## REQUEST:
Return the whole listing exactly as it stands.

## DATA SECTION:
--- --- ---
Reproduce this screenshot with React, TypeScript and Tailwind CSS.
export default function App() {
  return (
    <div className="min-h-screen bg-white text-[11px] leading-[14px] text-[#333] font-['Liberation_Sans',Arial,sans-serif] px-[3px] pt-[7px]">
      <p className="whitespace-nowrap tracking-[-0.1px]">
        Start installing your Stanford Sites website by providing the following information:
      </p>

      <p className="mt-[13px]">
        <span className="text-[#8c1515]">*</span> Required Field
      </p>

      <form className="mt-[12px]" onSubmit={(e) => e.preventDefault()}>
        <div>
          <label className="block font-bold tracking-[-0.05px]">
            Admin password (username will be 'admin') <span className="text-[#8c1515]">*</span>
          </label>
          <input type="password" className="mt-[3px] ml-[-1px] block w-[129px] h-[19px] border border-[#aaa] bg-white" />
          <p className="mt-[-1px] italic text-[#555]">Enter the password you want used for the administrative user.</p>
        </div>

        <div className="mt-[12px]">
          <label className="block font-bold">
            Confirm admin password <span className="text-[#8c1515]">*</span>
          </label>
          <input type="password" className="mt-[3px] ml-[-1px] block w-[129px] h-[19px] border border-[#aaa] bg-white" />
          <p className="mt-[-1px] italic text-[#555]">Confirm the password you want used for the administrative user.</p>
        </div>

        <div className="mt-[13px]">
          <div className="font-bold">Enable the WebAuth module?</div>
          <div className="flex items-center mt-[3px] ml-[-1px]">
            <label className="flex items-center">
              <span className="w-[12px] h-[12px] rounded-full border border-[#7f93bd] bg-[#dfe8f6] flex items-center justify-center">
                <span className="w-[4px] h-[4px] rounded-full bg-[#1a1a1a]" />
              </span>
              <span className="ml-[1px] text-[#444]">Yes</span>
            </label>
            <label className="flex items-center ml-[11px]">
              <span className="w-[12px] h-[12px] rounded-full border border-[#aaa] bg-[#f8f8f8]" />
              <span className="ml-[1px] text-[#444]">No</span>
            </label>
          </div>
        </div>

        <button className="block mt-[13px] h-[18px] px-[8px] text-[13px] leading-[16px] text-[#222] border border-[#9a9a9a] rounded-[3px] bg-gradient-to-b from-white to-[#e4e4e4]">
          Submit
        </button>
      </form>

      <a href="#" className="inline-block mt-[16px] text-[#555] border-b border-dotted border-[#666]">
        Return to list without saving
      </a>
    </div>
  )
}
--- --- ---
## RESULT FOR THIS TASK:
Reproduce this screenshot with React, TypeScript and Tailwind CSS.
export default function App() {
  return (
    <div className="min-h-screen bg-white text-[11px] leading-[14px] text-[#333] font-['Liberation_Sans',Arial,sans-serif] px-[3px] pt-[7px]">
      <p className="whitespace-nowrap tracking-[-0.1px]">
        Start installing your Stanford Sites website by providing the following information:
      </p>

      <p className="mt-[13px]">
        <span className="text-[#8c1515]">*</span> Required Field
      </p>

      <form className="mt-[12px]" onSubmit={(e) => e.preventDefault()}>
        <div>
          <label className="block font-bold tracking-[-0.05px]">
            Admin password (username will be 'admin') <span className="text-[#8c1515]">*</span>
          </label>
          <input type="password" className="mt-[3px] ml-[-1px] block w-[129px] h-[19px] border border-[#aaa] bg-white" />
          <p className="mt-[-1px] italic text-[#555]">Enter the password you want used for the administrative user.</p>
        </div>

        <div className="mt-[12px]">
          <label className="block font-bold">
            Confirm admin password <span className="text-[#8c1515]">*</span>
          </label>
          <input type="password" className="mt-[3px] ml-[-1px] block w-[129px] h-[19px] border border-[#aaa] bg-white" />
          <p className="mt-[-1px] italic text-[#555]">Confirm the password you want used for the administrative user.</p>
        </div>

        <div className="mt-[13px]">
          <div className="font-bold">Enable the WebAuth module?</div>
          <div className="flex items-center mt-[3px] ml-[-1px]">
            <label className="flex items-center">
              <span className="w-[12px] h-[12px] rounded-full border border-[#7f93bd] bg-[#dfe8f6] flex items-center justify-center">
                <span className="w-[4px] h-[4px] rounded-full bg-[#1a1a1a]" />
              </span>
              <span className="ml-[1px] text-[#444]">Yes</span>
            </label>
            <label className="flex items-center ml-[11px]">
              <span className="w-[12px] h-[12px] rounded-full border border-[#aaa] bg-[#f8f8f8]" />
              <span className="ml-[1px] text-[#444]">No</span>
            </label>
          </div>
        </div>

        <button className="block mt-[13px] h-[18px] px-[8px] text-[13px] leading-[16px] text-[#222] border border-[#9a9a9a] rounded-[3px] bg-gradient-to-b from-white to-[#e4e4e4]">
          Submit
        </button>
      </form>

      <a href="#" className="inline-block mt-[16px] text-[#555] border-b border-dotted border-[#666]">
        Return to list without saving
      </a>
    </div>
  )
}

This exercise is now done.